A bit more on Uncle Roy All Around You

Some more about Uncle Roy All Around You whilst talking to Ju.

Between CYSMN and Uncle Roy they did a research residency at Banff and produced a research project called Bystander.

  • This was to investigate what people would do in the street. Not what spectacular, or outlandish things, but how would and could they interact with other players or other people outside the piece/game. [again it is interesting to explore the idea that a set of seemingly mundane actions can fit together to form a situation that is far from mundane]
  • It wasn’t highly technical and used what they called paper trails, what seem like a form of paper prototyping for this experience. They ended up with cards and decks that could be shuffled.
  • They wanted to explore what it felt to be taking part or not. What is that line you cross when you take part? What does it feel like to cross that line? [liminal pay dirt for me]
Uncle Roy came about through a desire to put the players in the street, and in that was a natural progression from CYSMN.
  • It was about absence and presence
  • A quest to find a person who wasn’t going to be there
  • About trying to get the virtual and the real to work together [although it would really seem about getting online players to work with physical players]
  • Cinematic experience of cities
  • The feeling of success and failure – game-like reward systems
  • “Turning corners, moving you from one thing to the next.” [working with similar spatial metaphors to the concept of the liminal]
  • “You think you know where you are going but the carpet can be whipped out.”
  • “You agree to enter, but don’t know where you are going.”
  • How can people enjoy something that is not there
  • People probably felt confused or frustrated [i think this is probably a common response to liminal activities. Participants are presented with structures that are outside the ordinary and a lack of control.]

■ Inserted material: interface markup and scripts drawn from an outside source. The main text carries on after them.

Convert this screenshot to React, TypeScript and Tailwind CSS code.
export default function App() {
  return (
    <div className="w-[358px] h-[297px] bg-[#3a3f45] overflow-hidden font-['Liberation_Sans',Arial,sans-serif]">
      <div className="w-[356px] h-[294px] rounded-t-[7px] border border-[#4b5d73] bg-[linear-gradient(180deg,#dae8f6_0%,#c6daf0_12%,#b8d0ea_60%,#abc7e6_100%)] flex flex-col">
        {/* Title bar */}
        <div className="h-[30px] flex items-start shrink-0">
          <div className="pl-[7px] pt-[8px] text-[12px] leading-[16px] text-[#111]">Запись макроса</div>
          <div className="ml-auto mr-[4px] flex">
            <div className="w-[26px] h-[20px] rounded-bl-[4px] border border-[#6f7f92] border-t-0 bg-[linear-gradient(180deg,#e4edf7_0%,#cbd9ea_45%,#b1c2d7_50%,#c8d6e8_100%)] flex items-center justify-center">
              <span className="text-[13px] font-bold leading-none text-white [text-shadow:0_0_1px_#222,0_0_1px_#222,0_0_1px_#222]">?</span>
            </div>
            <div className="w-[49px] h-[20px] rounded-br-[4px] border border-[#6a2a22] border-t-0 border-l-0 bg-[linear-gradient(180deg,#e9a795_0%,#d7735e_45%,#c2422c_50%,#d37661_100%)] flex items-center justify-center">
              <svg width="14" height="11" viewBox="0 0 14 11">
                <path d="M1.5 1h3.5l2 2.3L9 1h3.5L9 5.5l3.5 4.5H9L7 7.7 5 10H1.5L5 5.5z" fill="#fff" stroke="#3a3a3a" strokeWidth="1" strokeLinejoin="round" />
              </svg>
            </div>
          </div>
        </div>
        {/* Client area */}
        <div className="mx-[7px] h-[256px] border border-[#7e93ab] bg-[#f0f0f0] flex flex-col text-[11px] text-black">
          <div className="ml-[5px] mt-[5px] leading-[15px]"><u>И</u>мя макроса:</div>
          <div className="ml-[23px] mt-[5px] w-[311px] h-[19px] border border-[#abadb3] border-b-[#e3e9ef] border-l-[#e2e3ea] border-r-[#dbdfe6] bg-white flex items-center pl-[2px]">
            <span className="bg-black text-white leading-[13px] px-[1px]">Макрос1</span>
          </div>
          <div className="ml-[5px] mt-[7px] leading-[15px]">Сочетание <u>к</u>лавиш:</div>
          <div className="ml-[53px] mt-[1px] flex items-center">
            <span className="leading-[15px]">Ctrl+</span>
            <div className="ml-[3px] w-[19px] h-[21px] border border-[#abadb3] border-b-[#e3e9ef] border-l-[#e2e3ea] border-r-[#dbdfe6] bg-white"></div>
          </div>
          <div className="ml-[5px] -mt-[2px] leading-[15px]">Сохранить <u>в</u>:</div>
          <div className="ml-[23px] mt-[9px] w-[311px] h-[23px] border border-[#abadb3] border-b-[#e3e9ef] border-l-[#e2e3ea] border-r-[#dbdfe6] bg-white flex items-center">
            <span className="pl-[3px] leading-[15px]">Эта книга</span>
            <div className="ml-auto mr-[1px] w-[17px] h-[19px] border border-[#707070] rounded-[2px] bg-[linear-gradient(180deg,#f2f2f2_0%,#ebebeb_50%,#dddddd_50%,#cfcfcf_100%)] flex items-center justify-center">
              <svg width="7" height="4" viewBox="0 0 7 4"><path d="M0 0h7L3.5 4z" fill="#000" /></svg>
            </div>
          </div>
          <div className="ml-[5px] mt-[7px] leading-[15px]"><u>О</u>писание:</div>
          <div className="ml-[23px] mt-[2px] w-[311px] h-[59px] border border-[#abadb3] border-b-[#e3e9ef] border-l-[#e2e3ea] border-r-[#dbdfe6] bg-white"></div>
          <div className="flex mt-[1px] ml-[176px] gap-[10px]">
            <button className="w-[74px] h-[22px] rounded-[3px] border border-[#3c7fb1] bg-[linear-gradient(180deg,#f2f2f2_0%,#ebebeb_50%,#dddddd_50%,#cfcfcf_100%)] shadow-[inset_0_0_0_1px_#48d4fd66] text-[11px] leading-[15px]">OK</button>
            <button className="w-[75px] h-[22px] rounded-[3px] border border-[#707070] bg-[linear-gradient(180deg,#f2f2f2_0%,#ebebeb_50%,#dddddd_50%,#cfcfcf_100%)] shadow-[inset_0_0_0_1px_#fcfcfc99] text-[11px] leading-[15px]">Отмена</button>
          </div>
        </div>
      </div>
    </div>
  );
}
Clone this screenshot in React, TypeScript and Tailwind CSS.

  • I asked what was the best bit – The contract at the end [where a player would commit to another player, for a year, to “be there” in a crisis]

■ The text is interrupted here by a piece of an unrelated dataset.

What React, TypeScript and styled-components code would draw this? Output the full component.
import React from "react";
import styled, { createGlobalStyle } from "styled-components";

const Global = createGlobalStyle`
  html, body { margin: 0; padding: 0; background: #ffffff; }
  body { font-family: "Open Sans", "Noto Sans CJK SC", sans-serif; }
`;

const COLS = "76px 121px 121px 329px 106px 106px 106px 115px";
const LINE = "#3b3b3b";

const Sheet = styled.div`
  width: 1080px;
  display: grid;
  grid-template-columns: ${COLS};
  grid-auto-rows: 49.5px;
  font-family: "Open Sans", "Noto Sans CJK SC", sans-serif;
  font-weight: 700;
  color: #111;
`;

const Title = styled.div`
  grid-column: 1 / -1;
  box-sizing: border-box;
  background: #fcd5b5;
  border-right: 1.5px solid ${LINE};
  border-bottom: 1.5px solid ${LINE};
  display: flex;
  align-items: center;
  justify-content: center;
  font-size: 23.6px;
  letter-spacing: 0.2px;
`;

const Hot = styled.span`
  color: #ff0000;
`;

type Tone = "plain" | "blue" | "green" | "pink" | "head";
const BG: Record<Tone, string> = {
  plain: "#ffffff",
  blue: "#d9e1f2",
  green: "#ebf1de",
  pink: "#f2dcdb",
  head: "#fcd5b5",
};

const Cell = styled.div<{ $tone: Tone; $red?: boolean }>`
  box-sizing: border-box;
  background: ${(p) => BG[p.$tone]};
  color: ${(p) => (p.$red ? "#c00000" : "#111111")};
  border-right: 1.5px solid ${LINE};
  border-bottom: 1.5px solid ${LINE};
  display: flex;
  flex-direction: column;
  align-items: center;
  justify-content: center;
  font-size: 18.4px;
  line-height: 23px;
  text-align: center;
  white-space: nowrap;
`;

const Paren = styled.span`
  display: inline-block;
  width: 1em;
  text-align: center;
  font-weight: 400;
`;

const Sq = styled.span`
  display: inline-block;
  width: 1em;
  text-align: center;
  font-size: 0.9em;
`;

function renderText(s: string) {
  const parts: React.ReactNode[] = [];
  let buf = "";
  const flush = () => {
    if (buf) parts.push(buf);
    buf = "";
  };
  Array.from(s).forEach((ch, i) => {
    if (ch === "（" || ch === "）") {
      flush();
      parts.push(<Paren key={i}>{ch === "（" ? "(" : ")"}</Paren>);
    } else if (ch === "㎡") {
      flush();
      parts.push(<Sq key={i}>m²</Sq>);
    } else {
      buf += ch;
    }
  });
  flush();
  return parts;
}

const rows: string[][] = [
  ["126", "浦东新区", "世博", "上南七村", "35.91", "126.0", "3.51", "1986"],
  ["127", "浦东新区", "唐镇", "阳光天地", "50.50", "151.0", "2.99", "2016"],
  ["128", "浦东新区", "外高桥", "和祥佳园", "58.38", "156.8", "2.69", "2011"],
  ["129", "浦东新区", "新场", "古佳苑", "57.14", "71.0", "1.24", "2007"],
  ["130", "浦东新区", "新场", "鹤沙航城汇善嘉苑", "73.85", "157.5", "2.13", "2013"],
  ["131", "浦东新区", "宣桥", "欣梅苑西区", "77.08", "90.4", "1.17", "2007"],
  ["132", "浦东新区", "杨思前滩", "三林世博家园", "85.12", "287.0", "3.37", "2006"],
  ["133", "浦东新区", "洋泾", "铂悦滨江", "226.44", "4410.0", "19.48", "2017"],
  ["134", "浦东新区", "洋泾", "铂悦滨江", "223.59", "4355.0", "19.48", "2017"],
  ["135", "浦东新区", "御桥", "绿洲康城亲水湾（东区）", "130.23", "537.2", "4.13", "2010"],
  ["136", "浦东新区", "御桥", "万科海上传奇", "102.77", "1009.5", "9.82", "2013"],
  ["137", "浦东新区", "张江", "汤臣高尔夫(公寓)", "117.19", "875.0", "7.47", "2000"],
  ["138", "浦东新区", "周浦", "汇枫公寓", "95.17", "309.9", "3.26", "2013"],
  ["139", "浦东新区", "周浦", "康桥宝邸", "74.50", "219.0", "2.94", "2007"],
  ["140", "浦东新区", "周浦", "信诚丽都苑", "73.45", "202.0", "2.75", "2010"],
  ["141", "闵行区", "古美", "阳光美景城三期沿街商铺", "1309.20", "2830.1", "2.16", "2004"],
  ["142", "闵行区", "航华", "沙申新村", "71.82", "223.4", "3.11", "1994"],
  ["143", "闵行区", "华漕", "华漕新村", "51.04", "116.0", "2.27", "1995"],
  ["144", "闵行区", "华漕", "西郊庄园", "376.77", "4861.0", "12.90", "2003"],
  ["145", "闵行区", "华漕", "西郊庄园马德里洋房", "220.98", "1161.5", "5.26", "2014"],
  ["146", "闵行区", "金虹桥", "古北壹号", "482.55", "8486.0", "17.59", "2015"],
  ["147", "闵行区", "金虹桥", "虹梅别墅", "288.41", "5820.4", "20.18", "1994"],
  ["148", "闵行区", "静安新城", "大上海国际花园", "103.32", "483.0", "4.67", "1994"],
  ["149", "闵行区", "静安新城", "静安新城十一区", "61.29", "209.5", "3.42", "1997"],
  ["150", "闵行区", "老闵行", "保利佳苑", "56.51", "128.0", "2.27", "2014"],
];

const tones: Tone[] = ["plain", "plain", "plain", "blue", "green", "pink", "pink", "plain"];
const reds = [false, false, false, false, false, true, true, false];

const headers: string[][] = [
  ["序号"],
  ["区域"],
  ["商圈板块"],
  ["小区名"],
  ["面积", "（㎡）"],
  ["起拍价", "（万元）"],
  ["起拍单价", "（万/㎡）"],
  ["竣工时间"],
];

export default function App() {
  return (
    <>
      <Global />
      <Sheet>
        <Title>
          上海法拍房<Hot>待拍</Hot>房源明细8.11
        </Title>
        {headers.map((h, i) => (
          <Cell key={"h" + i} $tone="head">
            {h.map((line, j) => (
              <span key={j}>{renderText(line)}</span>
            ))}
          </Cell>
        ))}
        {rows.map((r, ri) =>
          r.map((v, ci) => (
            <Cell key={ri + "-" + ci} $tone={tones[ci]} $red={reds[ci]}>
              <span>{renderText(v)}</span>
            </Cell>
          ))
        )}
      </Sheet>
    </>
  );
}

    • the potential for real change and real world effect [this is the same real world change that occurs through the experience of liminal states, which are educational, reflective and transitional all at once]
    • But it needs a framework to lead up to it, the contract would not work without the rest of the experience [the anti-structure]
  • But also the limousine seems to be a favourite bit for all the artists
    • A fantasy vehicle, part of a collective imaginary [in tribal rituals myths are recited at the same time as the activities and he relationships between the symbols in both resonate]
    •  But slightly transgressive [as the actions in ritual often are taboo activities, ritual is a place to explore and also feel repulsed by the taboo]
    • A symbol of the high life [but the ford granada they use is a richer symbol than that, a reference to the past, a dilapidated symbol of previous wealth, a heavy touch of kitchiness. A white one, the colour of rebirth for neophytes and a vehicle back to the real world.]
We ended with a discussion on the idea of challenge which I found very fascinating. Opening up the space between competition, collaboration and challenge. Blast Theory’s goal is to challenge on a spiritual, mental and physical level and to ask questions [challenge] that other people would like to know the answers to. The word challenge has a richer, and more effective set of connotations for games than competition and when designing for challenge gives a very different set of possibilities that can play into the mental, spiritual and physical.